WORK TO DO –
Nothing but the lines from the top of the data to the line holding "1h7a1.6 1.6 0" should be printed, word for word and both ends included; leave the pictures out.

╔══

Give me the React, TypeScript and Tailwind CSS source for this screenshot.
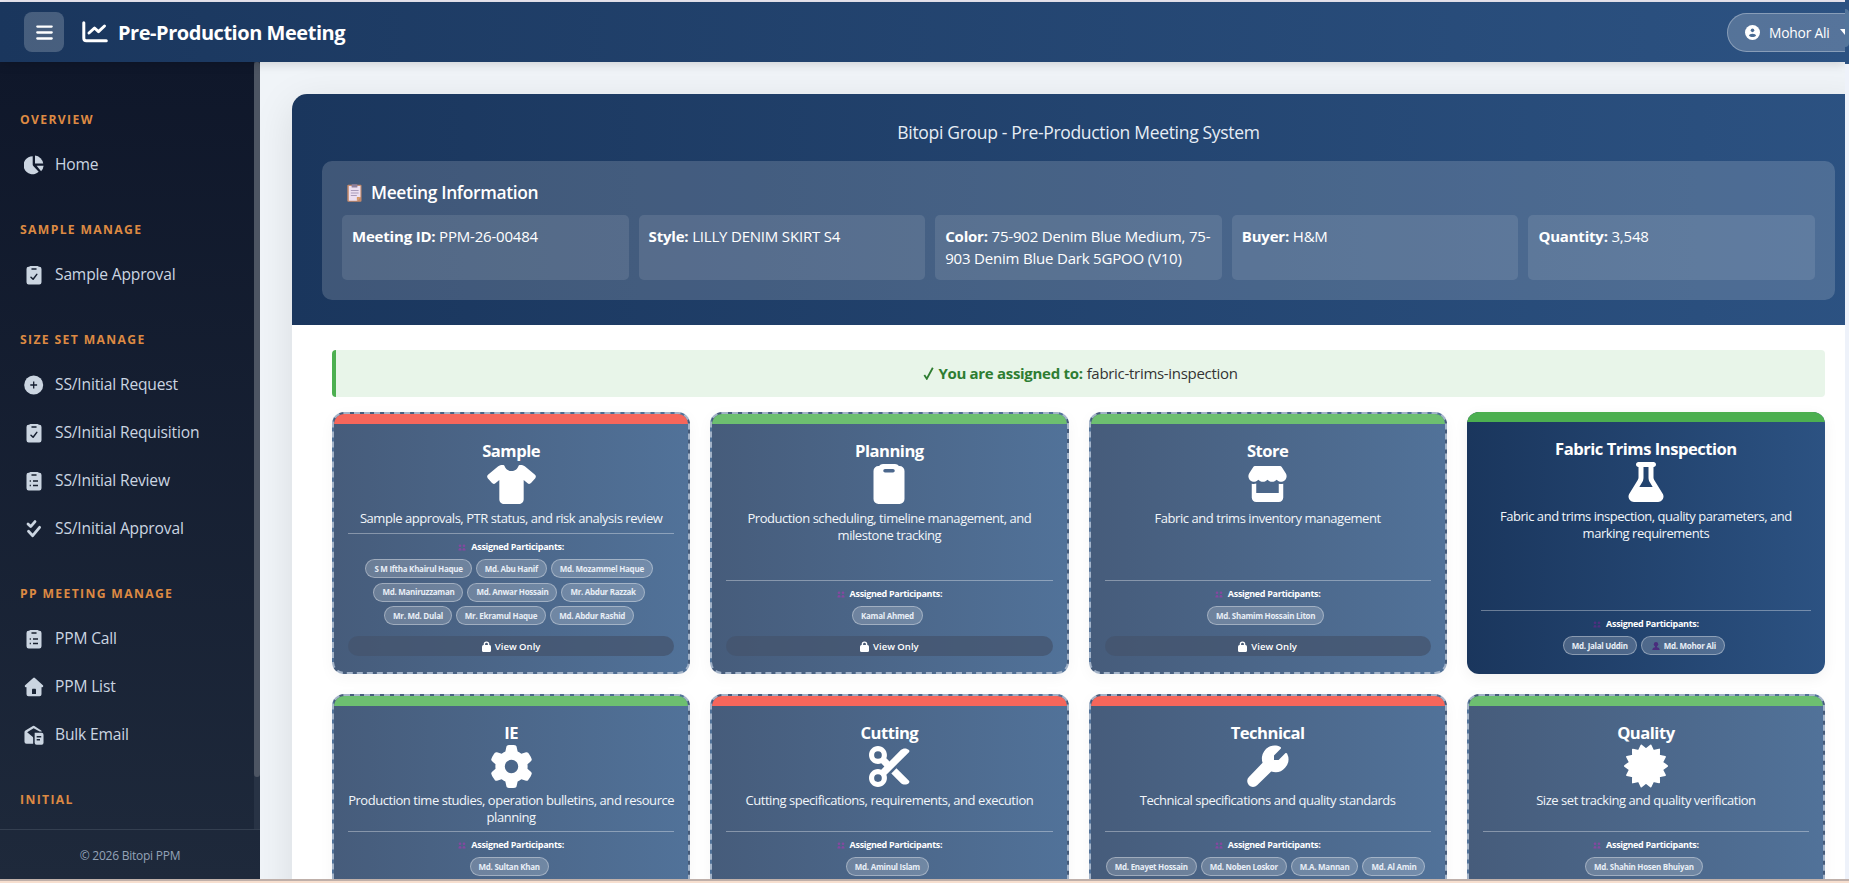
import React from "react";
import { FaBars, FaShirt, FaStore, FaFlask, FaGear, FaScissors } from "react-icons/fa6";

type IconProps = { className?: string };

const ChartIcon = ({ className }: IconProps) => (
  <svg viewBox="0 0 26 22" className={className} fill="none" stroke="currentColor" strokeLinecap="round" strokeLinejoin="round">
    <path d="M1.8 1.8v15.4c0 1.6.9 2.5 2.5 2.5h20" strokeWidth="3" />
    <path d="M7 12l5.5-5 4 3.6L22.5 5" strokeWidth="3" />
  </svg>
);

const PieIcon = ({ className }: IconProps) => (
  <svg viewBox="0 0 20 20" className={className} fill="currentColor">
    <path d="M8.7 1.2a9 9 0 1 0 6 15.6L9.3 11a2 2 0 0 1-.6-1.4z" />
    <path d="M11 .6v8h8.2A9 9 0 0 0 11 .6z" />
    <path d="M12.6 10.8h7a8.6 8.6 0 0 1-2.5 5.4z" />
  </svg>
);

const Board = "M6.5 1h7a1.6 1.6 0 0 1 1.3.7h.5A2.2 2.2 0 0 1 17.5 4v13.2a2.3 2.3 0 0 1-2.2 2.3H4.7a2.3 2.3 0 0 1-2.2-2.3V4a2.2 2.2 0 0 1 2.2-2.3h.5A1.6 1.6 0 0 1 6.5 1z";

const ClipCheckIcon = ({ className }: IconProps) => (
  <svg viewBox="0 0 20 20" className={className}>
    <path fill="currentColor" d={Board} />
    <path d="M8 4h4" stroke="#151e30" strokeWidth="1.5" strokeLinecap="round" />
    <path d="M7 12.200l2.100 2 3.700-4.800" stroke="#151e30" strokeWidth="1.5" fill="none" strokeLinecap="round" strokeLinejoin="round" />
  </svg>
);

const ClipListIcon = ({ className }: IconProps) => (
  <svg viewBox="0 0 20 20" className={className}>
    <path fill="currentColor" d={Board} />
    <path d="M8 4h4" stroke="#18212f" strokeWidth="1.5" strokeLinecap="round" />
    <path d="M5.700 10h1.200M9 10h5M5.700 14.500h1.200M9 14.500h5" stroke="#18212f" strokeWidth="1.5" />
  </svg>
);

const PlusIcon = ({ className }: IconProps) => (
  <svg viewBox="0 0 20 20" className={className}>
    <circle cx="9.7" cy="10" r="9.5" fill="currentColor" />
    <path d="M9.700 6.600v6.800M6.300 10h6.800" stroke="#151e30" strokeWidth="1.3" />
  </svg>
);

const DoubleCheckIcon = ({ className }: IconProps) => (
  <svg viewBox="0 0 20 20" className={className} fill="none" stroke="currentColor" strokeWidth="2.8" strokeLinecap="round" strokeLinejoin="round">
    <path d="M4 4.900l2.700 2.700L11 2.600" />
    <path d="M4.500 12.300l4.200 4.400 6.900-8.400" />
  </svg>
);

const HomeIcon = ({ className }: IconProps) => (
  <svg viewBox="0 0 20 20" className={className}>
    <path fill="currentColor" d="M9.200.9a1.300 1.300 0 0 1 1.700 0l8 7.400a1.100 1.100 0 0 1-.7 1.900h-.7v7.100a2 2 0 0 1-2 2h-11a2 2 0 0 1-2-2v-7.100h-.7a1.100 1.100 0 0 1-.7-1.900z" />
    <path fill="#1b2536" d="M8 17v-4.200c0-.7.400-1.100 1.100-1.100h1.800c.7 0 1.100.4 1.100 1.100V17z" />
  </svg>
);

const MailIcon = ({ className }: IconProps) => (
  <svg viewBox="0 0 21 20" className={className}>
    <path fill="currentColor" d="M9.300.6a1.600 1.600 0 0 1 1.600 0L18 5.200c.5.300.7.700.7 1.200h-2.300L10.100 3 3.300 7l5.400 4.600a2 2 0 0 1 .9 1.500v6H2.600A2.100 2.100 0 0 1 .5 17V7c0-.8.300-1.400 1-1.800z" />
    <path fill="currentColor" d="M11.200 7.700h7.300a2 2 0 0 1 2 2v8.500a2 2 0 0 1-2 2h-5.300a2 2 0 0 1-2-2z" />
    <path d="M13.300 11.800h4.800M13.300 15h3.500" stroke="#1b2536" strokeWidth="1.5" />
  </svg>
);

const ClipboardIcon = ({ className }: IconProps) => (
  <svg viewBox="0 0 40 40" className={className}>
    <path fill="currentColor" d="M14 0h12a5 5 0 0 1 4 2h.5a5 5 0 0 1 5 5v28a5 5 0 0 1-5 5h-21a5 5 0 0 1-5-5V7a5 5 0 0 1 5-5h.5a5 5 0 0 1 4-2z" />
    <path d="M16 6.800h8" stroke="#4c688d" strokeWidth="3.5" strokeLinecap="round" />
  </svg>
);

const WrenchIcon = ({ className }: IconProps) => (
  <svg viewBox="0 0 42 42" className={className} fill="currentColor">
    <path d="M27.500.500c2.100 0 4.100.5 5.900 1.400.8.400.9 1.200.3 1.800L27 10.400V15h4.600l6.700-6.700c.6-.6 1.400-.5 1.800.3A13 13 0 0 1 24.200 26.500L10.100 40.200a5.700 5.700 0 0 1-8.200-8.200L15.600 17.800A13 13 0 0 1 27.500.500z" />
  </svg>
);

const BadgeIcon = ({ className }: IconProps) => {
  const points = Array.from({ length: 28 }, (_, i) => {
    const angle = ((i + 0) * Math.PI) / 14;
    const radius = i % 2 ? 21.2 : 16.8;
    return `${(22 + radius * Math.sin(angle)).toFixed(2)},${(22 - radius * Math.cos(angle)).toFixed(2)}`;
  }).join(" ");
  return (
    <svg viewBox="0 0 44 44" className={className} fill="currentColor" stroke="currentColor" strokeWidth="1.6" strokeLinejoin="round">
      <polygon points={points} />
    </svg>
  );
};

const LockIcon = ({ className }: IconProps) => (
  <svg viewBox="0 0 9 11" className={className}>
    <path d="M2.400 5V3.200a2.100 2.100 0 0 1 4.200 0V5" fill="none" stroke="currentColor" strokeWidth="1.4" />
    <rect x="0" y="4" width="9" height="7" rx="1.5" fill="currentColor" />
  </svg>
);

const UserIcon = ({ className }: IconProps) => (
  <svg viewBox="0 0 16 16" className={className}>
    <circle cx="8" cy="8" r="8" fill="currentColor" />
    <circle cx="8" cy="5.7" r="1.9" fill="#4a6c94" />
    <path d="M4.200 11.500c.3-1.600 1.500-2.300 3.800-2.300s3.500.7 3.800 2.300c-1 .9-2.300 1.300-3.800 1.300s-2.800-.4-3.800-1.300z" fill="#4a6c94" />
  </svg>
);

const NotesIcon = ({ className }: IconProps) => (
  <svg viewBox="0 0 15 18" className={className}>
    <rect x=".3" y=".8" width="14.2" height="17" rx="1" fill="#c58a6b" />
    <path d="M1.800 2h11.600v11l-3.500 3.800H1.800z" fill="#ecdff0" />
    <path d="M9.900 16.800V13h3.500z" fill="#d99a5f" />
    <rect x="4.6" y=".3" width="5.8" height="3.3" rx=".6" fill="#8d7f9b" />
    <path d="M3.800 6.500h7.800M3.800 9h7.800M3.800 11.500h6" stroke="#a99bb9" strokeWidth="1" />
  </svg>
);

const PeopleIcon = ({ className }: IconProps) => (
  <svg viewBox="0 0 8 7" className={className} fill="currentColor">
    <circle cx="2" cy="1.8" r="1.3" />
    <circle cx="6" cy="1.8" r="1.3" />
    <path d="M.4 6.500c0-3.200 3.200-3.200 3.200 0zM4.400 6.500c0-3.200 3.200-3.200 3.200 0z" />
  </svg>
);

const PersonIcon = ({ className }: IconProps) => (
  <svg viewBox="0 0 8 8" className={className} fill="#4a2d7d">
    <circle cx="4" cy="2.3" r="2.2" />
    <path d="M.3 8c0-1.800 1.200-2.600 2.700-2.800V4h2v1.200c1.500.2 2.700 1 2.700 2.800z" />
  </svg>
);

const NAV = [
  { title: "Overview", items: [{ label: "Home", Icon: PieIcon }] },
  { title: "Sample Manage", items: [{ label: "Sample Approval", Icon: ClipCheckIcon }] },
  {
    title: "Size Set Manage",
    items: [
      { label: "SS/Initial Request", Icon: PlusIcon },
      { label: "SS/Initial Requisition", Icon: ClipCheckIcon },
      { label: "SS/Initial Review", Icon: ClipListIcon },
      { label: "SS/Initial Approval", Icon: DoubleCheckIcon },
    ],
  },
  {
    title: "PP Meeting Manage",
    items: [
      { label: "PPM Call", Icon: ClipListIcon },
      { label: "PPM List", Icon: HomeIcon },
      { label: "Bulk Email", Icon: MailIcon },
    ],
  },
  { title: "Initial", items: [] },
];

const INFO = [
  ["Meeting ID:", "PPM-26-00484"],
  ["Style:", "LILLY DENIM SKIRT S4"],
  ["Color:", "75-902 Denim Blue Medium, 75-903 Denim Blue Dark 5GPOO (V10)"],
  ["Buyer:", "H&M"],
  ["Quantity:", "3,548"],
];

type Dept = {
  name: string;
  desc: string;
  icon: React.ReactNode;
  done: boolean;
  rows: string[][];
  active?: boolean;
};

const DEPTS: Dept[] = [
  {
    name: "Sample",
    desc: "Sample approvals, PTR status, and risk analysis review",
    icon: <FaShirt className="h-[39px] w-[49px]" />,
    done: false,
    rows: [
      ["S M Iftha Khairul Haque", "Md. Abu Hanif", "Md. Mozammel Haque"],
      ["Md. Maniruzzaman", "Md. Anwar Hossain", "Mr. Abdur Razzak"],
      ["Mr. Md. Dulal", "Mr. Ekramul Haque", "Md. Abdur Rashid"],
    ],
  },
  {
    name: "Planning",
    desc: "Production scheduling, timeline management, and milestone tracking",
    icon: <ClipboardIcon className="size-10" />,
    done: true,
    rows: [["Kamal Ahmed"]],
  },
  {
    name: "Store",
    desc: "Fabric and trims inventory management",
    icon: <FaStore className="h-[36px] w-[41px]" />,
    done: true,
    rows: [["Md. Shamim Hossain Liton"]],
  },
  {
    name: "Fabric Trims Inspection",
    desc: "Fabric and trims inspection, quality parameters, and marking requirements",
    icon: <FaFlask className="size-10" />,
    done: true,
    rows: [["Md. Jalal Uddin", "Md. Mohor Ali"]],
    active: true,
  },
  {
    name: "IE",
    desc: "Production time studies, operation bulletins, and resource planning",
    icon: <FaGear className="size-[43px]" />,
    done: true,
    rows: [["Md. Sultan Khan"]],
  },
  {
    name: "Cutting",
    desc: "Cutting specifications, requirements, and execution",
    icon: <FaScissors className="size-[41px]" />,
    done: false,
    rows: [["Md. Aminul Islam"]],
  },
  {
    name: "Technical",
    desc: "Technical specifications and quality standards",
    icon: <WrenchIcon className="size-[42px]" />,
    done: false,
    rows: [["Md. Enayet Hossain", "Md. Noben Loskor", "M.A. Mannan", "Md. Al Amin"]],
  },
  {
    name: "Quality",
    desc: "Size set tracking and quality verification",
    icon: <BadgeIcon className="size-[44px]" />,
    done: true,
    rows: [["Md. Shahin Hosen Bhuiyan"]],
  },
];

function DeptCard({ dept }: { dept: Dept }) {
  const { active, done } = dept;
  return (
    <div
      className={
        active
          ? "flex flex-col overflow-hidden rounded-[12px] bg-linear-to-r from-[#1a365d] to-[#2c5282] text-white shadow-[0_4px_15px_rgba(0,0,0,0.06)]"
          : "flex flex-col overflow-hidden rounded-[12px] border-2 border-dashed border-[#a3b3c8] bg-linear-to-r from-[#465c7b] to-[#517299] text-white shadow-[0_4px_15px_rgba(0,0,0,0.04)]"
      }
    >
      <div
        className={
          active ? "h-[10px] shrink-0 bg-[#4caf50]" : done ? "h-[10px] shrink-0 bg-[#6dbf70]" : "h-[10px] shrink-0 bg-[#f6665b]"
        }
      />
      <div className="flex grow flex-col items-center px-[14px] pt-[14px]">
        <h3 className="text-[16.6px] leading-[26px] font-bold tracking-[-0.03em]">{dept.name}</h3>
        <div className="flex h-[40px] items-center justify-center">{dept.icon}</div>
        <p className="mt-[6px] self-stretch text-center text-[13px] leading-[17px] tracking-[-0.035em] text-[#f2f6fa]">{dept.desc}</p>
        <div className="mt-auto flex w-full flex-col items-center border-t border-white/35">
          <div className="mt-[6px] flex h-[14px] items-center gap-[5px] text-[9px] font-bold tracking-[-0.035em]">
            <PeopleIcon className={active ? "h-[7px] w-[8px] text-[#4f2f80]" : "h-[7px] w-[8px] text-[#84489f]"} />
            Assigned Participants:
          </div>
          <div className="mt-[5px] flex flex-col gap-[4.5px] pr-[4px]">
            {dept.rows.map((row) => (
              <div key={row[0]} className="flex justify-center gap-[4px]">
                {row.map((name) => (
                  <span
                    key={name}
                    className="flex h-[19px] items-center gap-[4px] rounded-full border border-white/35 bg-white/20 px-[8px] text-[8px] font-bold tracking-[-0.035em] whitespace-nowrap text-[#e8eef6]"
                  >
                    {active && name === "Md. Mohor Ali" && <PersonIcon className="ml-[2px] size-[8px]" />}
                    {name}
                  </span>
                ))}
              </div>
            ))}
          </div>
        </div>
        {active ? (
          <div className="h-[19px] shrink-0" />
        ) : (
          <div className="mt-[11px] mb-[16px] flex h-[20px] w-full shrink-0 items-center justify-center gap-[4px] rounded-full bg-[#44546d]/75 pt-px text-[9.5px] font-semibold">
            <LockIcon className="h-[11px] w-[9px]" />
            <span className="pt-px">View Only</span>
          </div>
        )}
      </div>
    </div>
  );
}

export default function App() {
  return (
    <div className="flex h-[883px] w-[1849px] flex-col overflow-hidden bg-[#f7dfcf] font-['Open_Sans','Noto_Sans',sans-serif]">
      <div className="flex h-[879px] shrink-0">
        <div className="flex w-[1845px] shrink-0 flex-col overflow-hidden">
          <div className="h-[2px] shrink-0 bg-[#ece9f3]" />
          <header className="z-10 flex h-[60px] shrink-0 items-center bg-linear-to-r from-[#1a365d] to-[#2c5282] pl-6 text-white shadow-[0_2px_10px_rgba(0,0,0,0.15)]">
            <button className="flex size-10 items-center justify-center rounded-lg bg-white/20">
              <FaBars className="size-[19px]" />
            </button>
            <ChartIcon className="ml-[18px] h-[22px] w-[26px]" />
            <h1 className="ml-[10px] pt-[2px] text-[20px] leading-6 font-bold tracking-[-0.023em] whitespace-nowrap">Pre-Production Meeting</h1>
            <div className="mr-[-20px] ml-auto flex h-[39px] w-[138px] shrink-0 items-center rounded-full border border-white/30 bg-white/20 pl-[17px] text-[13.8px] font-medium tracking-[-0.015em] whitespace-nowrap">
              <UserIcon className="mr-[9px] size-[15px]" />
              <span className="w-[63px] shrink-0 pt-[2px]">Mohor Ali</span>
              <svg viewBox="0 0 10 6" className="ml-[8px] h-[6px] w-[10px] shrink-0" fill="currentColor">
                <path d="M0 0h10L5 6z" />
              </svg>
            </div>
          </header>
          <div className="flex min-h-0 grow">
            <aside className="flex w-[260px] shrink-0 flex-col bg-linear-to-b from-[#0f172a] to-[#1e293b]">
              <div className="flex min-h-0 grow overflow-hidden">
                <nav className="min-w-0 grow pt-[48px]">
                  {NAV.map(({ title, items }) => (
                    <section key={title} className="mb-[31px]">
                      <h2 className="mb-[11px] h-[20px] pl-5 text-[12.2px] leading-[20px] font-bold tracking-[0.11em] text-[#dd8a43] uppercase">{title}</h2>
                      {items.map(({ label, Icon }) => (
                        <div key={label} className="flex h-12 items-center pl-[23.5px] text-[15.6px] tracking-[-0.011em] text-[#cbd5e1]">
                          <Icon className="mr-[11.5px] size-5 shrink-0" />
                          {label}
                        </div>
                      ))}
                    </section>
                  ))}
                </nav>
                <div className="w-[6px] shrink-0 bg-[#283345]">
                  <div className="h-[715px] rounded-full bg-[#4d5563]" />
                </div>
              </div>
              <footer className="flex h-[50px] shrink-0 items-center justify-center border-t border-[#343f50] pt-[3px] text-[12px] tracking-[-0.02em] text-[#94a3b8]">© 2026 Bitopi PPM</footer>
            </aside>
            <main className="min-w-0 grow overflow-hidden bg-[#f0f4f8] pt-8 pl-8">
              <div className="h-[900px] w-[1573px] overflow-hidden rounded-[15px] bg-white shadow-[0_10px_40px_rgba(0,0,0,0.1)]">
                <div className="h-[231px] bg-linear-to-r from-[#1a365d] to-[#2c5282] px-[30px] pt-[25px] text-white">
                  <p className="h-[42px] text-center text-[17.5px] leading-[26px] tracking-[-0.018em] text-[#e6edf5]">Bitopi Group - Pre-Production Meeting System</p>
                  <div className="h-[139px] rounded-[10px] bg-white/[0.165] px-5 pt-[17px]">
                    <h2 className="flex h-[37px] items-start gap-[9px] pl-[5px] text-[17.4px] leading-[28px] font-semibold tracking-[-0.02em]">
                      <NotesIcon className="mt-[6px] h-[18px] w-[15px]" />
                      Meeting Information
                    </h2>
                    <div className="grid h-[65px] grid-cols-5 gap-[10px]">
                      {INFO.map(([label, value]) => (
                        <div key={label} className="rounded-[5px] bg-white/10 px-[10px] pt-[10px] text-[15px] leading-[22px] tracking-[-0.013em]">
                          <b>{label}</b> {value}
                        </div>
                      ))}
                    </div>
                  </div>
                </div>
                <div className="px-10 pt-[25px]">
                  <div className="flex h-[47px] items-center justify-center gap-[4px] rounded-[4px] border-l-4 border-[#4caf50] bg-[#e8f5e9] text-[15px] tracking-[-0.02em] text-[#333]">
                    <svg viewBox="0 0 10 13" className="h-[13px] w-[11px]" fill="none" stroke="#2e7d32" strokeWidth="1.8">
                      <path d="M.8 8l2.500 3.800L9.300.8" />
                    </svg>
                    <b className="text-[#2e7d32]">You are assigned to:</b>
                    <span>fabric-trims-inspection</span>
                  </div>
                  <div className="mt-[15px] grid grid-cols-4 grid-rows-[262px_231px] gap-5">
                    {DEPTS.map((dept) => (
                      <DeptCard key={dept.name} dept={dept} />
                    ))}
                  </div>
                </div>
              </div>
            </main>
          </div>
        </div>
        <div className="flex w-[4px] flex-col bg-[#eef2fa]">
          <div className="h-[64px] bg-[#2c5282] pt-[9px]">
            <div className="h-[38px] rounded-r-[4px] bg-[#54769c]" />
          </div>
        </div>
      </div>
      <div className="h-[2px] shrink-0 bg-[#bfb0aa]" />
    </div>
  );
}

╚══

RESULT FOR THIS TASK –
Give me the React, TypeScript and Tailwind CSS source for this screenshot.
import React from "react";
import { FaBars, FaShirt, FaStore, FaFlask, FaGear, FaScissors } from "react-icons/fa6";

type IconProps = { className?: string };

const ChartIcon = ({ className }: IconProps) => (
  <svg viewBox="0 0 26 22" className={className} fill="none" stroke="currentColor" strokeLinecap="round" strokeLinejoin="round">
    <path d="M1.8 1.8v15.4c0 1.6.9 2.5 2.5 2.5h20" strokeWidth="3" />
    <path d="M7 12l5.5-5 4 3.6L22.5 5" strokeWidth="3" />
  </svg>
);

const PieIcon = ({ className }: IconProps) => (
  <svg viewBox="0 0 20 20" className={className} fill="currentColor">
    <path d="M8.7 1.2a9 9 0 1 0 6 15.6L9.3 11a2 2 0 0 1-.6-1.4z" />
    <path d="M11 .6v8h8.2A9 9 0 0 0 11 .6z" />
    <path d="M12.6 10.8h7a8.6 8.6 0 0 1-2.5 5.4z" />
  </svg>
);

const Board = "M6.5 1h7a1.6 1.6 0 0 1 1.3.7h.5A2.2 2.2 0 0 1 17.5 4v13.2a2.3 2.3 0 0 1-2.2 2.3H4.7a2.3 2.3 0 0 1-2.2-2.3V4a2.2 2.2 0 0 1 2.2-2.3h.5A1.6 1.6 0 0 1 6.5 1z";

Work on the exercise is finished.